The Origins of Money and Inflation

Since the early days of humanity we have strived to obtain the goods and services we desire by trading our surpluses to fulfill our deficits. Throughout history a society that could produce an excess of sable furs (for example) would trade with neighbouring societies that were especially efficient at producing wagons. 

Early trade simply entailed an exchange of goods, known as the barter system. This method of trade is very cumbersome because it requires both participants have coincident needs, appropriate divisibility of tradable assets and agreed-upon measures of value. These three conditions often prove elusive leaving many potential barter trades incomplete and many others unfair. As an alternative to the barter system, universally-accepted measures of value developed in different cultures around the world in many different ways.

The first universally-accepted measures of value were items with widespread appeal, easy division and widely-accepted values. In many societies, commodities were often used as a medium of exchange because they tended to have widely-known and stable value for most people in society. In many societies, commodities were the first form of money and gold was often the commodity of choice. 

In Britain goldsmiths helped to develop the modern banknote. During the English Civil War of the 17th century, citizens deposited valuables (gold, jewellery) into the safes at various goldsmiths for safekeeping. In return, the citizen would get a receipt that provided proof of ownership when the person wished to later withdraw. 

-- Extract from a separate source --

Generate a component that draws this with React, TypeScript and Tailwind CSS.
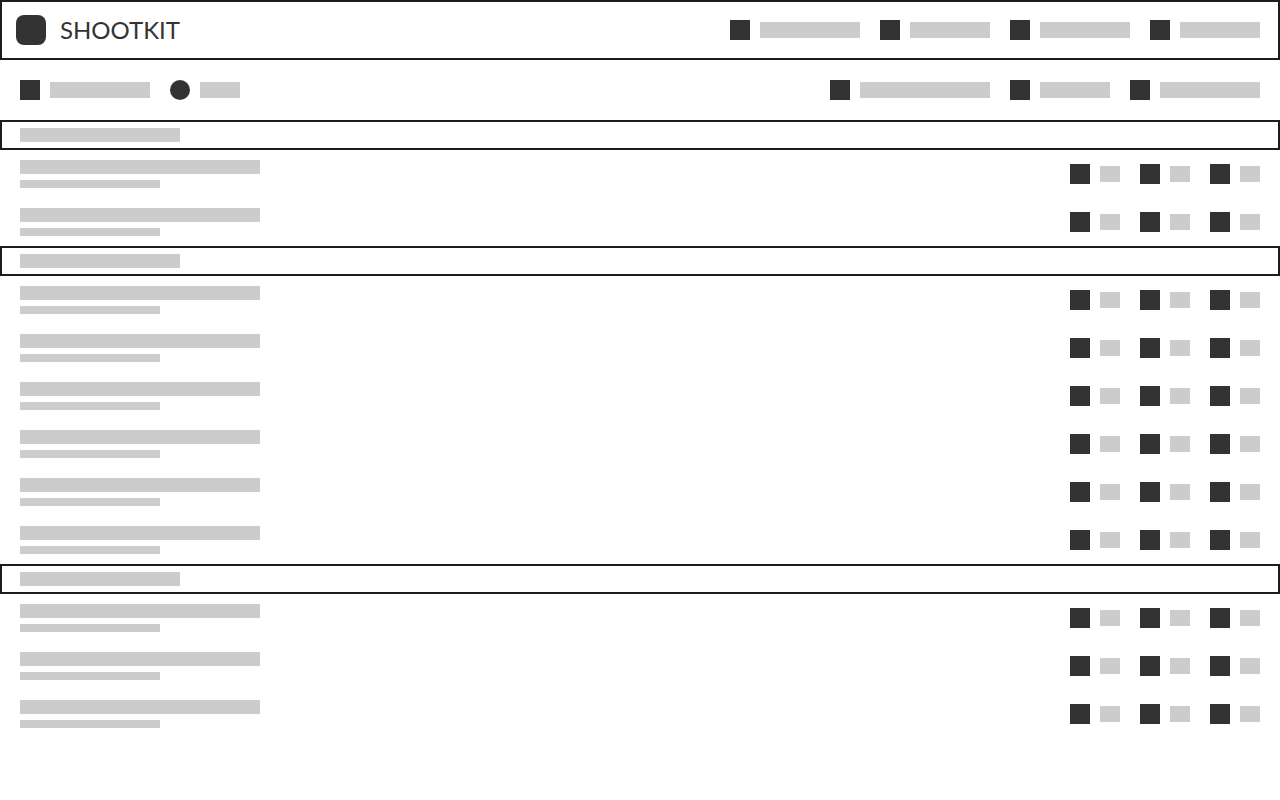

Gold withdrawals were made to make a payment for goods and services. Some merchants, however, were willing to accept gold receipts as payment since they knew the receipts were ‘as good as gold’. Goods providers accepted gold receipts as payment since they knew the receipt could be converted into actual gold at any time. The exchange of gold receipts for goods eventually became common-place and, in effect, these receipts became early gold-backed currency.

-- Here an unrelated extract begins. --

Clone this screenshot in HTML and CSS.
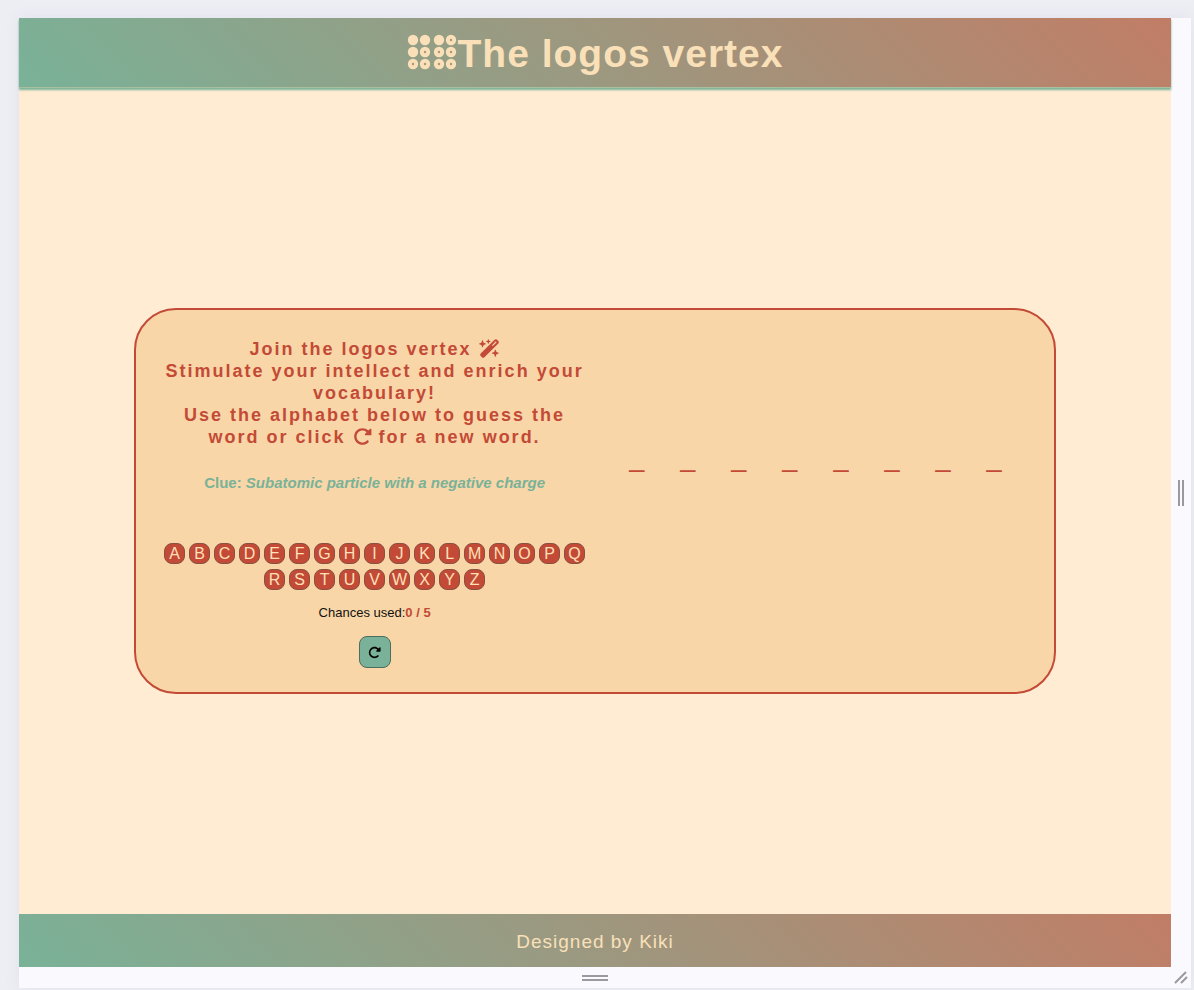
FILE: index.html
```html
<!DOCTYPE html>
<html lang="en">
<head>
<meta charset="utf-8">
<title>The logos vertex</title>
<link rel="stylesheet" href="styles.css">
</head>
<body>
<svg class="defs" aria-hidden="true">
  <symbol id="rotate" viewBox="0 0 512 512"><path d="M463.5 224H472c13.3 0 24-10.7 24-24V72c0-9.7-5.8-18.5-14.8-22.2s-19.3-1.7-26.2 5.2L413.4 96.6c-87.6-86.5-228.7-86.2-315.8 1c-87.5 87.5-87.5 229.3 0 316.8s229.3 87.5 316.8 0c12.5-12.5 12.5-32.8 0-45.3s-32.8-12.5-45.3 0c-62.5 62.5-163.8 62.5-226.3 0s-62.5-163.8 0-226.3c62.2-62.2 162.7-62.5 225.3-1L327 183c-6.9 6.9-8.9 17.2-5.2 26.2s12.5 14.8 22.2 14.8H463.5z"/></symbol>
</svg>
<div class="viewport">
  <div class="page">
    <header class="header">
      <h1 class="title">
        <svg class="braille" viewBox="0 0 50 36" aria-hidden="true">
          <g class="dots">
            <circle cx="6" cy="6" r="5.2"/><circle cx="18" cy="6" r="5.2"/><circle cx="32" cy="6" r="5.2"/><circle cx="44" cy="6" r="5.2"/>
            <circle cx="6" cy="18" r="5.2"/><circle cx="18" cy="18" r="5.2"/><circle cx="32" cy="18" r="5.2"/><circle cx="44" cy="18" r="5.2"/>
            <circle cx="6" cy="30" r="5.2"/><circle cx="18" cy="30" r="5.2"/><circle cx="32" cy="30" r="5.2"/><circle cx="44" cy="30" r="5.2"/>
          </g>
          <g class="holes">
            <circle cx="44" cy="6" r="1.2"/>
            <circle cx="18" cy="18" r="1.2"/><circle cx="32" cy="18" r="1.2"/><circle cx="44" cy="18" r="1.2"/>
            <circle cx="6" cy="30" r="1.2"/><circle cx="18" cy="30" r="1.2"/><circle cx="32" cy="30" r="1.2"/><circle cx="44" cy="30" r="1.2"/>
          </g>
        </svg><span>The logos vertex</span>
      </h1>
    </header>
    <main class="main">
      <section class="card">
        <div class="panel">
          <h2 class="intro">Join the logos vertex <svg class="wand" viewBox="0 0 576 512" aria-hidden="true"><path d="M234.7 42.7L197 56.8c-3 1.1-5 4-5 7.2s2 6.1 5 7.2l37.7 14.1L248.8 123c1.1 3 4 5 7.2 5s6.1-2 7.2-5l14.1-37.7L315 71.2c3-1.1 5-4 5-7.2s-2-6.1-5-7.2L277.3 42.7 263.2 5c-1.1-3-4-5-7.2-5s-6.1 2-7.2 5L234.7 42.7zM46.1 395.4c-18.7 18.7-18.7 49.1 0 67.9l34.6 34.6c18.7 18.7 49.1 18.7 67.9 0L529.9 116.5c18.7-18.7 18.7-49.1 0-67.9L495.3 14.1c-18.7-18.7-49.1-18.7-67.9 0L46.1 395.4zM484.6 82.6l-105 105-23.3-23.3 105-105 23.3 23.3zM7.5 117.2C3 118.9 0 123.2 0 128s3 9.1 7.5 10.8L64 160l21.2 56.5c1.7 4.5 6 7.5 10.8 7.5s9.1-3 10.8-7.5L128 160l56.5-21.2c4.5-1.7 7.5-6 7.5-10.8s-3-9.1-7.5-10.8L128 96 106.8 39.5C105.1 35 100.8 32 96 32s-9.1 3-10.8 7.5L64 96 7.5 117.2zm352 256c-4.5 1.7-7.5 6-7.5 10.8s3 9.1 7.5 10.8L416 416l21.2 56.5c1.7 4.5 6 7.5 10.8 7.5s9.1-3 10.8-7.5L480 416l56.5-21.2c4.5-1.7 7.5-6 7.5-10.8s-3-9.1-7.5-10.8L480 352l-21.2-56.5c-1.7-4.5-6-7.5-10.8-7.5s-9.1 3-10.8 7.5L416 352l-56.5 21.2z"/></svg><br>Stimulate your intellect and enrich your vocabulary!<br>Use the alphabet below to guess the word or click <svg class="again" aria-hidden="true"><use href="#rotate"/></svg> for a new word.</h2>
          <p class="clue">Clue: <em>Subatomic particle with a negative charge</em></p>
          <div class="letters">
            <button class="key">A</button><button class="key">B</button><button class="key">C</button><button class="key">D</button><button class="key">E</button><button class="key">F</button><button class="key">G</button><button class="key">H</button><button class="key">I</button><button class="key">J</button><button class="key">K</button><button class="key">L</button><button class="key">M</button><button class="key">N</button><button class="key">O</button><button class="key">P</button><button class="key">Q</button><button class="key">R</button><button class="key">S</button><button class="key">T</button><button class="key">U</button><button class="key">V</button><button class="key">W</button><button class="key">X</button><button class="key">Y</button><button class="key">Z</button>
          </div>
          <p class="chances">Chances used:<b>0 / 5</b></p>
          <button class="reset" aria-label="New word"><svg class="reset-icon" aria-hidden="true"><use href="#rotate"/></svg></button>
        </div>
        <div class="word"><span>_</span><span>_</span><span>_</span><span>_</span><span>_</span><span>_</span><span>_</span><span>_</span></div>
      </section>
    </main>
    <footer class="footer">Designed by Kiki</footer>
  </div>
  <div class="handle side"><svg width="6" height="26" viewBox="0 0 6 26"><path d="M1 0V26M5 0V26"/></svg></div>
  <div class="handle bottom"><svg width="26" height="6" viewBox="0 0 26 6"><path d="M0 1H26M0 5H26"/></svg></div>
  <div class="handle corner"><svg width="14" height="14" viewBox="0 0 14 14"><path d="M1 12L12 1M7 12L13 6"/></svg></div>
</div>
</body>
</html>
```
FILE: styles.css
```css
* {
  box-sizing: border-box;
}

body {
  margin: 0;
  min-height: 100vh;
  display: flex;
  padding: 18px 3px 2px 19px;
  background: #ededf4;
  font-family: "Liberation Sans", Arial, sans-serif;
}

.defs {
  position: absolute;
  width: 0;
  height: 0;
}

.viewport {
  flex: 1;
  display: grid;
  grid-template-columns: 1fr 20px;
  grid-template-rows: 1fr 21px;
  background: #f9f9fe;
  box-shadow: 0 0 14px #e2e2ec;
}

.page {
  display: flex;
  flex-direction: column;
  background: #ffecd2;
}

.header,
.footer {
  display: flex;
  align-items: center;
  justify-content: center;
  background: linear-gradient(45deg, #79b298, #c17d66);
  color: #f9e0b9;
}

.header {
  height: 70px;
  padding-top: 2px;
  border-bottom: 1px solid #a9c0a0;
  box-shadow: 0 2px 2px #79b298;
}

.title {
  display: flex;
  align-items: center;
  gap: 1px;
  margin: 0;
  font-size: 39px;
  letter-spacing: 1px;
}

.braille {
  width: 50px;
  height: 36px;
  margin-bottom: 4px;
}

.dots {
  fill: #f9e0b9;
}

.holes {
  fill: #ad9872;
}

.main {
  flex: 1;
  display: flex;
  align-items: center;
  justify-content: center;
}

.card {
  width: 80%;
  display: grid;
  grid-template-columns: 1fr 1fr;
  gap: 4px;
  padding: 28px 20px 24px;
  border: 2px solid #c34a36;
  border-radius: 42px;
  background: #f9d6a8;
}

.panel {
  display: flex;
  flex-direction: column;
  align-items: center;
  text-align: center;
}

.intro {
  margin: 0;
  padding: 0 8px;
  font-size: 18px;
  line-height: 22px;
  letter-spacing: 2px;
  color: #c34a36;
}

.wand {
  width: 21px;
  height: 19px;
  fill: #c34a36;
  vertical-align: -3px;
}

.again {
  width: 19px;
  height: 19px;
  fill: #c34a36;
  vertical-align: -3px;
}

.clue {
  margin: 26px 0 51px;
  font-size: 15px;
  line-height: 18px;
  font-weight: bold;
  color: #79b298;
}

.letters {
  display: flex;
  flex-wrap: wrap;
  justify-content: center;
  gap: 5px 4px;
}

.key {
  width: 21px;
  height: 21px;
  padding: 0;
  border: 1px solid #8a5142;
  border-radius: 8px;
  background: #c34a36;
  color: #ffe0b8;
  font: 16px/18px "Liberation Sans", Arial, sans-serif;
}

.chances {
  margin: 15px 0 15px;
  font-size: 13px;
  line-height: 16px;
  color: #111;
}

.chances b {
  color: #c34a36;
}

.reset {
  display: grid;
  place-items: center;
  width: 32px;
  height: 32px;
  padding: 0;
  border: 1px solid #4e6c60;
  border-radius: 8px;
  background: #79b298;
}

.reset-icon {
  width: 13px;
  height: 13px;
}

.word {
  display: flex;
  align-items: center;
  justify-content: center;
  gap: 36px;
  padding-bottom: 92px;
  font-size: 27px;
  color: #c34a36;
}

.footer {
  height: 53px;
  padding-top: 2px;
  font-size: 19px;
  letter-spacing: 1px;
}

.handle {
  display: grid;
  place-items: center;
}

.handle path {
  fill: none;
  stroke: #9a9a9e;
  stroke-width: 2;
}
```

Once they discovered gold was rarely withdrawn from their safes but gold receipts were being readily traded, some enterprising early goldsmith ‘bankers’ decided to start issuing and lending more receipts than the available gold to back up the receipts. They did this knowing that most customers never actually ever withdrew their gold, so the chance of having to back up all the receipts at the same time was miniscule. This was an early incarnation of fractional reserve banking with a portion of the monetary base tied to a physical commodity, such as gold.

The ability to convert to gold is the basis on which paper money was derived. Paper money wasn’t created out of thin air…it was a contractual ownership stake of a certain amount of gold that was held in a goldsmith’s safe. As long as the public was confident that an appropriate amount of gold was readily available for convertibility, they maintained confidence in the paper receipts that represented those claims.

Of course, some goldsmiths got greedy and lent out far too many receipts. These goldsmiths created the risk that gold would not be available if many receipt-holders redeemed at the same time. Some merchants would question the ability to easily convert the receipts into gold. If it appeared that not enough gold was kept at the goldsmith to back up the receipts, merchants would no-longer accept the receipts at face value. Instead, merchants demanded more receipts for the same amount of goods. In effect, the value of the receipts went down (therefore the prices of goods went up). This illustrates the basic monetary force that creates inflation.

Like the gold receipts of 17th century Britain, the US dollar was at times convertible into gold. The history of US dollar convertibility into gold is mixed – the US dollar has been taken on and off the gold standard a few times. The last time the US dollar (and most other world currencies) was tied to gold was after World War 2 under the Bretton Woods system. 

During World War 2, many central banks around the world shipped their gold to the United States for safe-keeping and payment for armaments. By the time the war ended, the US had by-far the largest gold reserves on the planet. In an effort to stabilize the global economy and create confidence in war-torn European economies as they rebuilt, the Bretton Woods exchange rate system was created. Essentially, the Bretton Woods system tied global currencies at a fixed rate to the US dollar. The US dollar, in turn, was tied to gold at a specified convertibility. Therefore, (whether or not they actually had gold in domestic vaults) all currencies were indirectly convertible into gold in US vaults.  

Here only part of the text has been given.